Le paritarisme fondé sur le salaire différé (dans son principe fondamental tout au moins) écarte l'intervention de l'Etat dans la gestion du système, car l'Etat n'a pas à s'immiscer dans la gestion du salaire différé, ni même dans le montant des cotisations que syndicats et patronat négocient pour assurer le financement des prestations dont bénéficient les salariés.
L'affaire de la "vignette-auto" dans les années 1960 a été la première à démontrer avec éclat ce qui fait la différence entre paritarisme et fiscalisation/étatisation : l'Etat avait imposé aux automobilistes l'achat annuel d'une "vignette", dont les fonds collectés devaient être affectés au service des personnes âgées. Mais au lieu de cela, l'Etat a purement intégré à son budget le montant du supplément d'impôt mis à la charge des automobilistes... et il s'est bien gardé de ristourner quoi que ce soit aux vieux travailleurs des sommes ainsi prélevés via la "vignette" par le Trésor public.
Dans les années 1960-70, André Bergeron, ancien secrétaire de la CGT-Force Ouvrière, et cheville ouvrière de la mise en place de l'UNEDIC, aimait à déclarer que dans l'économie française, l'Etat, les oeuvres paritaires et le secteur privé avaient grosso-modo le même poids spécifique.

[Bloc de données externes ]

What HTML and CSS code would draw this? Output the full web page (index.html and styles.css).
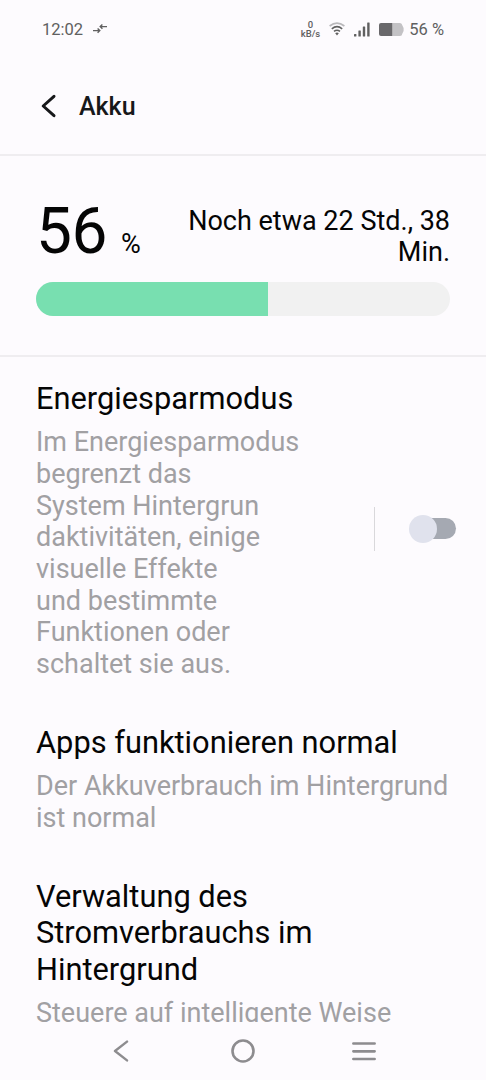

Le paritarisme victime de l'Union européenne
C'est de l'Union européenne, relayée en France par ses subsidiaires politiques et syndicaux, que sont venus les premiers coups de boutoir contre la "particularité française" du paritarisme, en mettant dans le même pot, au nom des "critères" budgétaires du traité de Maastricht, cotisations/dépenses sociales et impôts/dépenses publiques.

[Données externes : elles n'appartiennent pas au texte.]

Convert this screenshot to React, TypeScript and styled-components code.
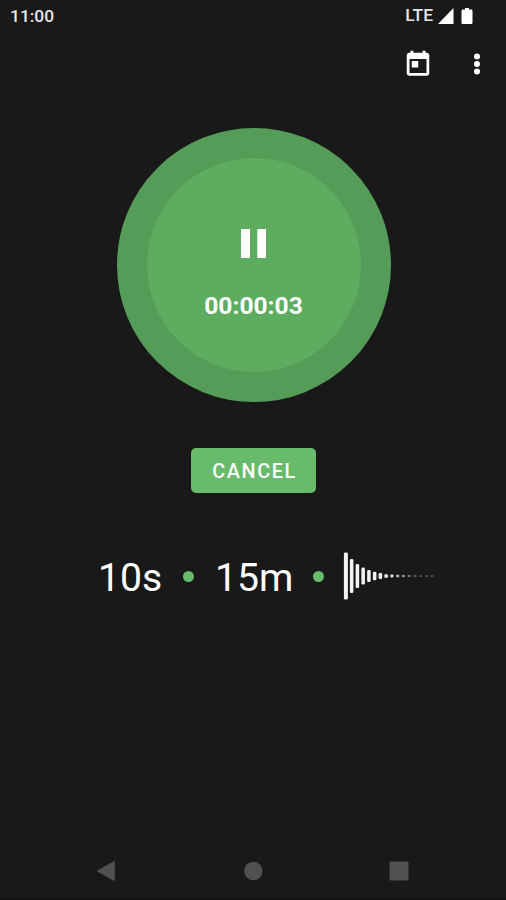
import React from "react";
import styled, { createGlobalStyle } from "styled-components";

const GlobalStyle = createGlobalStyle`
  * { box-sizing: border-box; }
  body { margin: 0; background: #191919; }
`;

const Screen = styled.main`
  width: 506px;
  height: 900px;
  display: flex;
  flex-direction: column;
  align-items: center;
  overflow: hidden;
  background: #191919;
  border-bottom: 1px solid #130f12;
  color: #fff;
  font-family: Roboto, "Liberation Sans", sans-serif;
`;

const StatusBar = styled.header`
  width: 100%;
  height: 32px;
  flex: none;
  display: flex;
  align-items: center;
  justify-content: space-between;
  padding: 0 32px 0 10px;
  color: #e6e6e6;
  font-size: 17.4px;
  line-height: 32px;
  font-weight: 500;
`;

const StatusIcons = styled.div`
  height: 32px;
  display: flex;
  align-items: center;
  font-size: 17.4px;
  line-height: 28px;

  span { padding-bottom: 2px; }
`;

const Toolbar = styled.nav`
  width: 100%;
  height: 64px;
  flex: none;
  display: flex;
  justify-content: flex-end;
  align-items: center;
  gap: 29px;
  padding-right: 14px;
`;

const IconButton = styled.button`
  width: 30px;
  height: 30px;
  padding: 0;
  border: 0;
  background: none;
  color: #fff;
  svg { display: block; }
`;

const RecordButton = styled.button`
  width: 274px;
  height: 274px;
  flex: none;
  margin: 32px 0 0 2px;
  padding: 0;
  border: 30px solid #559c58;
  border-radius: 50%;
  background: #5dac60;
  color: #fff;
  font-family: inherit;
  display: flex;
  flex-direction: column;
  align-items: center;
  svg { display: block; margin: 71px 1px 0 0; }
`;

const Timer = styled.span`
  margin-top: 30px;
  padding-right: 1px;
  font-size: 24.6px;
  line-height: 36px;
  font-weight: 700;
`;

const CancelButton = styled.button`
  width: 125px;
  height: 45px;
  flex: none;
  margin-top: 46px;
  padding: 3px 0 0 3px;
  border: 0;
  border-radius: 5px;
  background: #67bb6a;
  color: #fff;
  font: 500 19.8px/42px Roboto, sans-serif;
  letter-spacing: 1.65px;
`;

const Settings = styled.section`
  width: 100%;
  height: 60px;
  flex: none;
  margin-top: 53px;
  padding-left: 98px;
  display: flex;
  align-items: center;
`;

const Value = styled.span<{ $width: number }>`
  width: ${(p) => p.$width}px;
  font-size: 39.2px;
  line-height: 60px;
  padding-top: 4px;
`;

const Dot = styled.i<{ $after: number }>`
  width: 11px;
  height: 11px;
  flex: none;
  border-radius: 50%;
  background: #67bb6a;
  margin-right: ${(p) => p.$after}px;
`;

const Navigation = styled.footer`
  width: 100%;
  height: 56px;
  flex: none;
  margin-top: auto;
  display: flex;
  align-items: center;
  justify-content: space-between;
  padding: 0 97px 0 96px;
  svg { display: block; }
`;

const bars = [
  [47, 1], [34, 1], [24, 1], [17, 1], [12, 1], [8.5, 1], [6, 1], [3.7, 1],
  [3, 0.9], [2.4, 0.75], [2, 0.6], [1.8, 0.45], [1.6, 0.35], [1.5, 0.3], [1.5, 0.3], [1.5, 0.3],
];

function Waveform() {
  return (
    <svg width="94" height="50" viewBox="0 0 94 50" fill="#f4f4f4">
      {bars.map(([h, o], i) => {
        const width = i === 0 ? 4 : i < 8 ? 3.5 : 3;
        return (
          <rect key={i} x={3.9 + i * 5.75 - width / 2} y={25 - h / 2} width={width} height={h} rx={Math.min(1.3, h / 4)} opacity={o} />
        );
      })}
    </svg>
  );
}

export default function App() {
  return (
    <>
      <GlobalStyle />
      <Screen>
        <StatusBar>
          <span>11:00</span>
          <StatusIcons>
            <span>LTE</span>
            <svg width="41" height="20" viewBox="0 0 41 20" fill="#fff">
              <path d="M20.5 2v16H5zM30 3.5h2V2h4v1.5h2c1 0 1.5.6 1.5 1.5v11.5c0 1-.6 1.5-1.5 1.5h-8c-1 0-1.5-.5-1.5-1.5V5c0-.9.5-1.5 1.5-1.5z" />
            </svg>
          </StatusIcons>
        </StatusBar>
        <Toolbar>
          <IconButton aria-label="Calendar">
            <svg width="30" height="30" viewBox="0 0 24 24" fill="currentColor">
              <path d="M19 3h-1V1.3h-2.3V3H8.3V1.3H6V3H5c-1.1 0-2 .9-2 2v14.3c0 1.1.9 2 2 2h14c1.1 0 2-.9 2-2V5c0-1.1-.9-2-2-2zm-.2 16.1H5.2V8h13.6v11.1zM7 9.5h5.2v5.2H7z" />
            </svg>
          </IconButton>
          <IconButton aria-label="More options">
            <svg width="30" height="30" viewBox="0 0 30 30" fill="currentColor">
              <circle cx="15" cy="7.5" r="3" />
              <circle cx="15" cy="15" r="3" />
              <circle cx="15" cy="22.5" r="3" />
            </svg>
          </IconButton>
        </Toolbar>
        <RecordButton aria-label="Pause">
          <svg width="25" height="29" viewBox="0 0 25 29" fill="currentColor">
            <path d="M0 0h9v29H0zM16.3 0h8.7v29h-8.7z" />
          </svg>
          <Timer>00:00:03</Timer>
        </RecordButton>
        <CancelButton>CANCEL</CancelButton>
        <Settings>
          <Value $width={85}>10s</Value>
          <Dot $after={21} />
          <Value $width={98}>15m</Value>
          <Dot $after={18} />
          <Waveform />
        </Settings>
        <Navigation>
          <svg width="20" height="22" viewBox="0 0 20 22" fill="#505050">
            <path d="M18.8.8v20.4L1.3 11.5q-.8-.5 0-1z" />
          </svg>
          <svg width="20" height="20" viewBox="0 0 20 20" fill="#505050">
            <circle cx="10.4" cy="10" r="9.2" />
          </svg>
          <svg width="20" height="20" viewBox="0 0 20 20" fill="#505050">
            <rect x=".5" y=".5" width="19" height="19" rx="1" />
          </svg>
        </Navigation>
      </Screen>
    </>
  );
}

Cela marqua le coup d'envoi d'un dépeçage du paritarisme sur deux flancs :
- d'une part via la privatisation dérivée du basculement des prestations "paritaires" vers le secteur privé : irruption en force dans la santé des assurances et des mutuelles, suite à l'enfermement, par la contre-réforme Juppé-CFDT de 1995, du budget de la sécu dans le carcan d'enveloppes comptables contingentée, et, parallèlement, sur le "marché" de la formation, arrivée en force des boites privées,
- d'autre part, pour renter dans les clous des critères européens, l'Etat s'est substitué aux acteurs paritaires, en leur imposant ses choix politico-budgétaires conformes aux diktats bruxellois.
Ainsi, après la contre-réforme de la Sécu Juppé-CFDT de 1995, y-a-t-il eu, en 2008, imposée par Sarkozy avec l'aval de la CFDT, la fusion, dans Pôle-Emploi, de l'assurance chômage (paritaire) et l'ANPE (l'Etat), le pouvoir politique s'adjugeant alors, comme pour la Sécu, la prise en main des manettes.
Le projet Sapin : un nouveau coup porté au paritarisme, et un pas de plus vers le corporatisme
Le projet de loi Sapin sur le financement public des organisations syndicales patronales et de salariés s'inscrit dans cette continuité.
En effet, dès lors que syndicats et patronat avaient la charge de la formation professionnelle paritaire, une (très minime) partie des cotisations sociales destinées à la formation paritaire était légalement affectée aux organisations syndicales et patronales pour leur permettre de compenser leurs dépenses à ce titre (frais des administrateurs, formation de militants eux-mêmes spécialisés dans la formation professionnelle... etc.).
La novation du projet Sapin relative au financement public des organisations syndicales, c'est un nouveau coup d'Etat du pouvoir politique, cette fois par la prise de contrôle direct de l'usage fait par le patronat et les syndicats des sommes qu'ils perçoivent au titre de la formation professionnelle.
Mais, par delà la mise sous contrôle politique des sommes perçues par les syndicats au titre de la formation, le projet Sapin, eu égard aux "fondamentaux" énoncés, représente aussi et surtout une étape de plus dans la montée des marches au corporatisme :
- "Le dispositif vise à rémunérer les partenaires sociaux (...) pour leur participation à la conception des politiques publiques", lit-on.
Il n'est pas nécessaire de développer. Nos lecteurs connaissent la chanson : celle de la "gouvernance", du "bien commun", etc., donc la négation du rôle des syndicats comme défenseurs des intérêts de classe, particuliers et collectifs, des salariés. Une fois encore, ce sont les métastases de feue la Charte du travail pétainiste qui repassent à l'offensive.
- Allant au bout de la logique corporatiste, le projet Sapin énonce la mise en oeuvre du volet liberticide indissociable du volet "gouvernance" dans le diptyque corporatiste : "les bénéficiaires rendent compte de l'utilisation des sommes allouées au travers d'un rapport public annuel, et en l'absence de compte-rendu, les fonds peuvent être suspendus".
Charte d'Amiens et Charte du travail (version originelle Belin-Pétain, ou version moderne sous emballage "gouvernance") sont inconciliables. Le corporatisme ne se contente pas d'intégrer les syndicats dans la gouvernance, il exige d'eux qu'ils soient de dociles relais du pouvoir politique ; et le délit d'indépendance est sanctionné par la coupure des vivres (le garrot de l'étranglement financier).